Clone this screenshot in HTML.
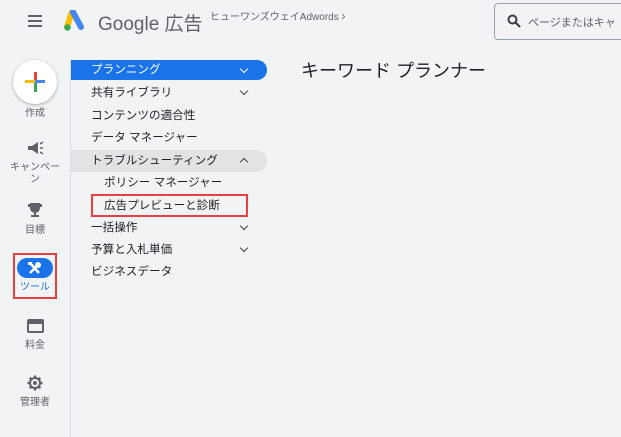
<!DOCTYPE html>
<html><head><meta charset="utf-8"><style>
body{margin:0;width:621px;height:437px;background:#f1f3f4;font-family:"Liberation Sans","Noto Sans CJK JP",sans-serif;position:relative;overflow:hidden;color:#202124}
.a{position:absolute;white-space:nowrap}
.m{position:absolute;left:91px;font-size:11.6px;line-height:14px}
.chev{position:absolute;left:241px;width:5px;height:5px;border-right:1.6px solid #444;border-bottom:1.6px solid #444;transform:rotate(45deg)}
.lbl{position:absolute;width:70px;left:0;text-align:center;font-size:10px;color:#5f6368;line-height:12px}
</style></head><body>
<div class="a" style="left:28px;top:15px;width:14px;height:2px;background:#5f6368;box-shadow:0 5px 0 #5f6368,0 10px 0 #5f6368"></div>
<svg class="a" style="left:64px;top:10px" width="24" height="22" viewBox="0 0 24 22"><path d="M8 2 L3 17" stroke="#fbbc04" stroke-width="6" stroke-linecap="round"/><path d="M9 2 L17 17" stroke="#4285f4" stroke-width="6" stroke-linecap="round"/><circle cx="3.5" cy="17.5" r="3.2" fill="#34a853"/></svg>
<div class="a" style="left:98px;top:9px;font-size:19px;color:#5f6368">Google 広告</div>
<div class="a" style="left:210px;top:8px;font-size:10px;color:#5f6368">ヒューワンズウェイAdwords <span style="font-size:12px">›</span></div>
<div class="a" style="left:494px;top:3px;width:140px;height:37px;border:1px solid #9aa0a6;border-radius:4px;box-sizing:border-box"></div>
<svg class="a" style="left:507px;top:14px" width="14" height="14" viewBox="0 0 14 14"><circle cx="5.5" cy="5.5" r="4" fill="none" stroke="#3c4043" stroke-width="2"/><path d="M8.5 8.5 L13 13" stroke="#3c4043" stroke-width="2.2"/></svg>
<div class="a" style="left:528px;top:14px;font-size:11px;color:#5f6368">ページまたはキャ</div>
<div class="a" style="left:70px;top:60px;width:1px;height:377px;background:#dadce0"></div>
<div class="a" style="left:13px;top:60px;width:44px;height:44px;border-radius:50%;background:#fff;box-shadow:0 1px 3px rgba(0,0,0,.3)"></div>
<div class="a" style="left:34px;top:72px;width:3px;height:10px;background:#ea4335"></div>
<div class="a" style="left:34px;top:82px;width:3px;height:10px;background:#34a853"></div>
<div class="a" style="left:25px;top:80px;width:10px;height:3px;background:#fbbc04"></div>
<div class="a" style="left:35px;top:80px;width:10px;height:3px;background:#4285f4"></div>
<div class="lbl" style="top:108px">作成</div>
<svg class="a" style="left:27px;top:141px" width="17" height="14" viewBox="0 0 17 14"><path d="M1 5h4l6-4v12l-6-4H1z" fill="#5f6368"/><path d="M13 3l3-2M13 7h3M13 11l3 2" stroke="#5f6368" stroke-width="1.5"/></svg>
<div class="lbl" style="top:162px">キャンペー<br>ン</div>
<svg class="a" style="left:27px;top:202px" width="16" height="16" viewBox="0 0 16 16"><path d="M3 1h10v5a5 5 0 0 1-10 0z M1 2h2v3H1z M13 2h2v3h-2z" fill="#5f6368"/><rect x="7" y="10" width="2" height="3" fill="#5f6368"/><rect x="4" y="13" width="8" height="2" fill="#5f6368"/></svg>
<div class="lbl" style="top:225px">目標</div>
<div class="a" style="left:13px;top:253px;width:44px;height:46px;border:2px solid #ea3f3f;box-sizing:border-box"></div>
<div class="a" style="left:17px;top:258px;width:36px;height:20px;border-radius:10px;background:#1a73e8"></div>
<svg class="a" style="left:27px;top:261px" width="15" height="14" viewBox="0 0 15 14"><path d="M3 12 L10 5" stroke="#fff" stroke-width="2.5"/><circle cx="11" cy="4" r="3" fill="#fff"/><path d="M3 2 L12 12" stroke="#fff" stroke-width="2.5"/><rect x="1" y="1" width="4" height="3" fill="#fff"/></svg>
<div class="lbl" style="top:282px;color:#1a73e8">ツール</div>
<div class="a" style="left:27px;top:319px;width:17px;height:14px;border:2px solid #5f6368;border-radius:2px;box-sizing:border-box;border-top-width:5px"></div>
<div class="lbl" style="top:340px">料金</div>
<svg class="a" style="left:27px;top:375px" width="16" height="16" viewBox="0 0 16 16"><circle cx="8" cy="8" r="5" fill="none" stroke="#5f6368" stroke-width="2"/><path d="M8 0.5v3M8 12.5v3M0.5 8h3M12.5 8h3M2.7 2.7l2.1 2.1M11.2 11.2l2.1 2.1M2.7 13.3l2.1-2.1M11.2 4.8l2.1-2.1" stroke="#5f6368" stroke-width="2.5"/><circle cx="8" cy="8" r="2" fill="#5f6368"/></svg>
<div class="lbl" style="top:397px">管理者</div>
<div class="a" style="left:71px;top:60px;width:196px;height:20px;background:#1a73e8;border-radius:0 10px 10px 0"></div>
<div class="m" style="top:63px;color:#fff">プランニング</div>
<div class="chev" style="top:66px;border-color:#fff"></div>
<div class="m" style="top:86px">共有ライブラリ</div><div class="chev" style="top:88px"></div>
<div class="m" style="top:109px">コンテンツの適合性</div>
<div class="m" style="top:131px">データ マネージャー</div>
<div class="a" style="left:71px;top:150px;width:196px;height:22px;background:#e2e3e5;border-radius:0 11px 11px 0"></div>
<div class="m" style="top:154px">トラブルシューティング</div>
<div class="chev" style="top:159px;transform:rotate(225deg)"></div>
<div class="m" style="top:176px;left:104px">ポリシー マネージャー</div>
<div class="a" style="left:91px;top:194px;width:157px;height:23px;border:2px solid #ea3f3f;box-sizing:border-box"></div>
<div class="m" style="top:199px;left:104px">広告プレビューと診断</div>
<div class="m" style="top:221px">一括操作</div><div class="chev" style="top:223px"></div>
<div class="m" style="top:243px">予算と入札単価</div><div class="chev" style="top:245px"></div>
<div class="m" style="top:265px">ビジネスデータ</div>
<div class="a" style="left:301px;top:57px;font-size:18px;color:#202124">キーワード プランナー</div>
</body></html>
☆ ☆ ☆
Instruction »
Give an exact copy of the material, leaving out every picture.

Written answer »
Clone this screenshot in HTML.
<!DOCTYPE html>
<html><head><meta charset="utf-8"><style>
body{margin:0;width:621px;height:437px;background:#f1f3f4;font-family:"Liberation Sans","Noto Sans CJK JP",sans-serif;position:relative;overflow:hidden;color:#202124}
.a{position:absolute;white-space:nowrap}
.m{position:absolute;left:91px;font-size:11.6px;line-height:14px}
.chev{position:absolute;left:241px;width:5px;height:5px;border-right:1.6px solid #444;border-bottom:1.6px solid #444;transform:rotate(45deg)}
.lbl{position:absolute;width:70px;left:0;text-align:center;font-size:10px;color:#5f6368;line-height:12px}
</style></head><body>
<div class="a" style="left:28px;top:15px;width:14px;height:2px;background:#5f6368;box-shadow:0 5px 0 #5f6368,0 10px 0 #5f6368"></div>
<svg class="a" style="left:64px;top:10px" width="24" height="22" viewBox="0 0 24 22"><path d="M8 2 L3 17" stroke="#fbbc04" stroke-width="6" stroke-linecap="round"/><path d="M9 2 L17 17" stroke="#4285f4" stroke-width="6" stroke-linecap="round"/><circle cx="3.5" cy="17.5" r="3.2" fill="#34a853"/></svg>
<div class="a" style="left:98px;top:9px;font-size:19px;color:#5f6368">Google 広告</div>
<div class="a" style="left:210px;top:8px;font-size:10px;color:#5f6368">ヒューワンズウェイAdwords <span style="font-size:12px">›</span></div>
<div class="a" style="left:494px;top:3px;width:140px;height:37px;border:1px solid #9aa0a6;border-radius:4px;box-sizing:border-box"></div>
<svg class="a" style="left:507px;top:14px" width="14" height="14" viewBox="0 0 14 14"><circle cx="5.5" cy="5.5" r="4" fill="none" stroke="#3c4043" stroke-width="2"/><path d="M8.5 8.5 L13 13" stroke="#3c4043" stroke-width="2.2"/></svg>
<div class="a" style="left:528px;top:14px;font-size:11px;color:#5f6368">ページまたはキャ</div>
<div class="a" style="left:70px;top:60px;width:1px;height:377px;background:#dadce0"></div>
<div class="a" style="left:13px;top:60px;width:44px;height:44px;border-radius:50%;background:#fff;box-shadow:0 1px 3px rgba(0,0,0,.3)"></div>
<div class="a" style="left:34px;top:72px;width:3px;height:10px;background:#ea4335"></div>
<div class="a" style="left:34px;top:82px;width:3px;height:10px;background:#34a853"></div>
<div class="a" style="left:25px;top:80px;width:10px;height:3px;background:#fbbc04"></div>
<div class="a" style="left:35px;top:80px;width:10px;height:3px;background:#4285f4"></div>
<div class="lbl" style="top:108px">作成</div>
<svg class="a" style="left:27px;top:141px" width="17" height="14" viewBox="0 0 17 14"><path d="M1 5h4l6-4v12l-6-4H1z" fill="#5f6368"/><path d="M13 3l3-2M13 7h3M13 11l3 2" stroke="#5f6368" stroke-width="1.5"/></svg>
<div class="lbl" style="top:162px">キャンペー<br>ン</div>
<svg class="a" style="left:27px;top:202px" width="16" height="16" viewBox="0 0 16 16"><path d="M3 1h10v5a5 5 0 0 1-10 0z M1 2h2v3H1z M13 2h2v3h-2z" fill="#5f6368"/><rect x="7" y="10" width="2" height="3" fill="#5f6368"/><rect x="4" y="13" width="8" height="2" fill="#5f6368"/></svg>
<div class="lbl" style="top:225px">目標</div>
<div class="a" style="left:13px;top:253px;width:44px;height:46px;border:2px solid #ea3f3f;box-sizing:border-box"></div>
<div class="a" style="left:17px;top:258px;width:36px;height:20px;border-radius:10px;background:#1a73e8"></div>
<svg class="a" style="left:27px;top:261px" width="15" height="14" viewBox="0 0 15 14"><path d="M3 12 L10 5" stroke="#fff" stroke-width="2.5"/><circle cx="11" cy="4" r="3" fill="#fff"/><path d="M3 2 L12 12" stroke="#fff" stroke-width="2.5"/><rect x="1" y="1" width="4" height="3" fill="#fff"/></svg>
<div class="lbl" style="top:282px;color:#1a73e8">ツール</div>
<div class="a" style="left:27px;top:319px;width:17px;height:14px;border:2px solid #5f6368;border-radius:2px;box-sizing:border-box;border-top-width:5px"></div>
<div class="lbl" style="top:340px">料金</div>
<svg class="a" style="left:27px;top:375px" width="16" height="16" viewBox="0 0 16 16"><circle cx="8" cy="8" r="5" fill="none" stroke="#5f6368" stroke-width="2"/><path d="M8 0.5v3M8 12.5v3M0.5 8h3M12.5 8h3M2.7 2.7l2.1 2.1M11.2 11.2l2.1 2.1M2.7 13.3l2.1-2.1M11.2 4.8l2.1-2.1" stroke="#5f6368" stroke-width="2.5"/><circle cx="8" cy="8" r="2" fill="#5f6368"/></svg>
<div class="lbl" style="top:397px">管理者</div>
<div class="a" style="left:71px;top:60px;width:196px;height:20px;background:#1a73e8;border-radius:0 10px 10px 0"></div>
<div class="m" style="top:63px;color:#fff">プランニング</div>
<div class="chev" style="top:66px;border-color:#fff"></div>
<div class="m" style="top:86px">共有ライブラリ</div><div class="chev" style="top:88px"></div>
<div class="m" style="top:109px">コンテンツの適合性</div>
<div class="m" style="top:131px">データ マネージャー</div>
<div class="a" style="left:71px;top:150px;width:196px;height:22px;background:#e2e3e5;border-radius:0 11px 11px 0"></div>
<div class="m" style="top:154px">トラブルシューティング</div>
<div class="chev" style="top:159px;transform:rotate(225deg)"></div>
<div class="m" style="top:176px;left:104px">ポリシー マネージャー</div>
<div class="a" style="left:91px;top:194px;width:157px;height:23px;border:2px solid #ea3f3f;box-sizing:border-box"></div>
<div class="m" style="top:199px;left:104px">広告プレビューと診断</div>
<div class="m" style="top:221px">一括操作</div><div class="chev" style="top:223px"></div>
<div class="m" style="top:243px">予算と入札単価</div><div class="chev" style="top:245px"></div>
<div class="m" style="top:265px">ビジネスデータ</div>
<div class="a" style="left:301px;top:57px;font-size:18px;color:#202124">キーワード プランナー</div>
</body></html>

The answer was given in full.